Movie Review: To Rome with Love
By Bill Wine
KYW Newsradio 1060
PHILADELPHIA (CBS) -- The movie's title is To Rome with Love. This review's title is To Woody with Respect, Gratitude, and Disappointment.
That's my way of acknowledging the astonishing resume of the writer-director of Annie Hall, Manhattan, Crimes and Misdemeanors, Hannah and her Sisters, Bullets Over Broadway, Mighty Aphrodite, and the three-dozen or so other pleasure-giving comedies by Woody Allen, including last year's thoroughly delightful and commercially successful Midnight in Paris.
That said, so must this be: his latest, To Rome with Love, is wrongheaded overall and sometimes, shockingly, dreadful.

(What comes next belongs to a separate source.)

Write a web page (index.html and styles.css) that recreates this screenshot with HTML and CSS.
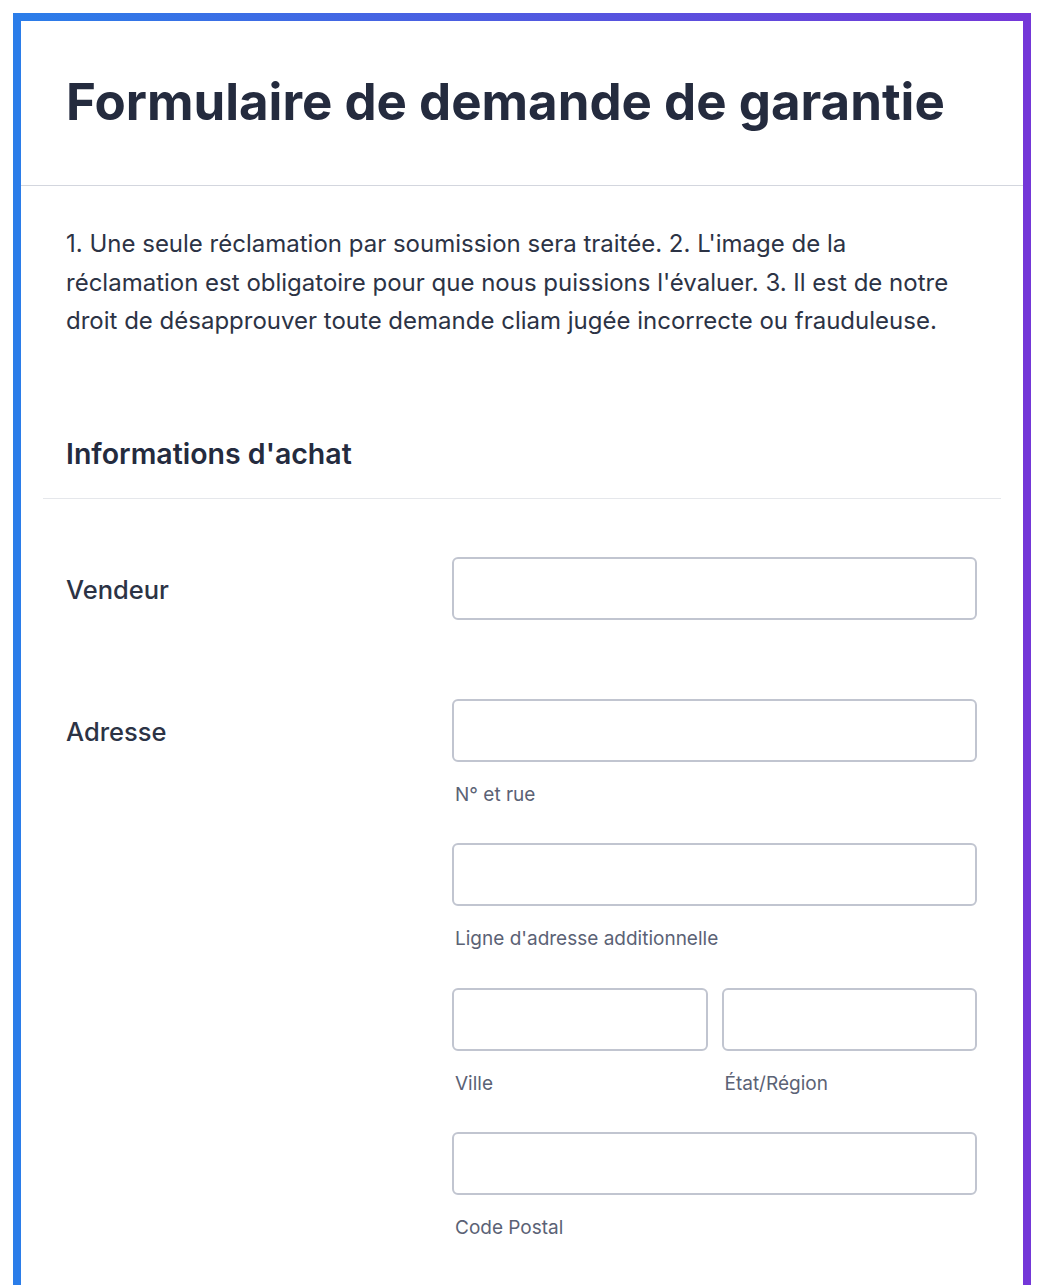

Originally titled The Bop Decameron, then Nero Fiddles, To Rome with Love has a superficial resemblance to the Italian sex farces of the 1960's such as Marriage Italian Style and Yesterday, Today and Tomorrow. It's Allen's seventh film in seven years set in a major European city, following productions in London, Barcelona, and Paris. The view of Rome is certainly idealized, as have been Allen's views of the other cities, including New York, that he has shot in. But that's not the problem here.
The problem is that the four intercut but hardly interwoven vignettes set in The Eternal City not only don't amount to much, but keep interrupting each other and creating gaps in the storytelling that make it seem as if the projectionist has juggled the reels.
This is a severely underdeveloped narrative from one of the most gifted screenwriters in motion picture history.
Jesse Eisenberg plays a young architect who falls for the actress best friend (Ellen Page) of his live-in girlfriend (Greta Gerwig) despite the warnings of older and wiser architect and supposedly kindred spirit Alec Baldwin.
Allen himself – in his first on-screen role since 2006 -- plays a retired opera director whose wife, Judy Davis, accuses him of looking for excuses to come out of that retirement and who finds one when he hears the father of daughter Alison Pill's fiance singing in the shower. So he decides to manage his willy-nilly opera career.
Roberto Benigni plays an ordinary husband and father who suddenly finds himself experiencing his fifteen minutes of fame when the paparazzi and reality TV come a-calling.
And Penelope Cruz is a prostitute who finds herself impersonating a newlywed's wife when a young married couple accidentally separate for an afternoon and the hubby encounters his in-laws while the wifey encounters a predatory movie star.
The anonymous cop directing traffic in Rome who opens the film is a perfect metaphor for a movie that's much too crowded and chaotic for comprehension or enjoyment. He soon causes an accident and so does Allen, making one bad decision after another: from casting himself and looking uncomfortable throughout, to squandering the gifts of proven talents like Baldwin and Davis and Benigni, to mixing four inconsequential short stories instead of developing one satisfying, feature-length plot.
The shaky work with his actors here might seem to indicate that Allen should stick to writing instead of directing at this point in his career. Of course, that might seem contradicted by the weakness of this film's screenplay. And then there's Midnight in Paris displaying his directorial strengths as recently as a year ago.
So the jury shall remain out, at least for one more movie – one reportedly to be shot back in the U.S. Perhaps the auteur's globe-hopping phase has just played itself out.
Anyway, we'll traffic in 2 stars out of 4 for the off-his-game omnibus Woody Allen comedy, To Rome with Love. If Allen is to keep cranking out worthwhile movies, he'll need to regain his Midnight in Paris form. Would that Woody would.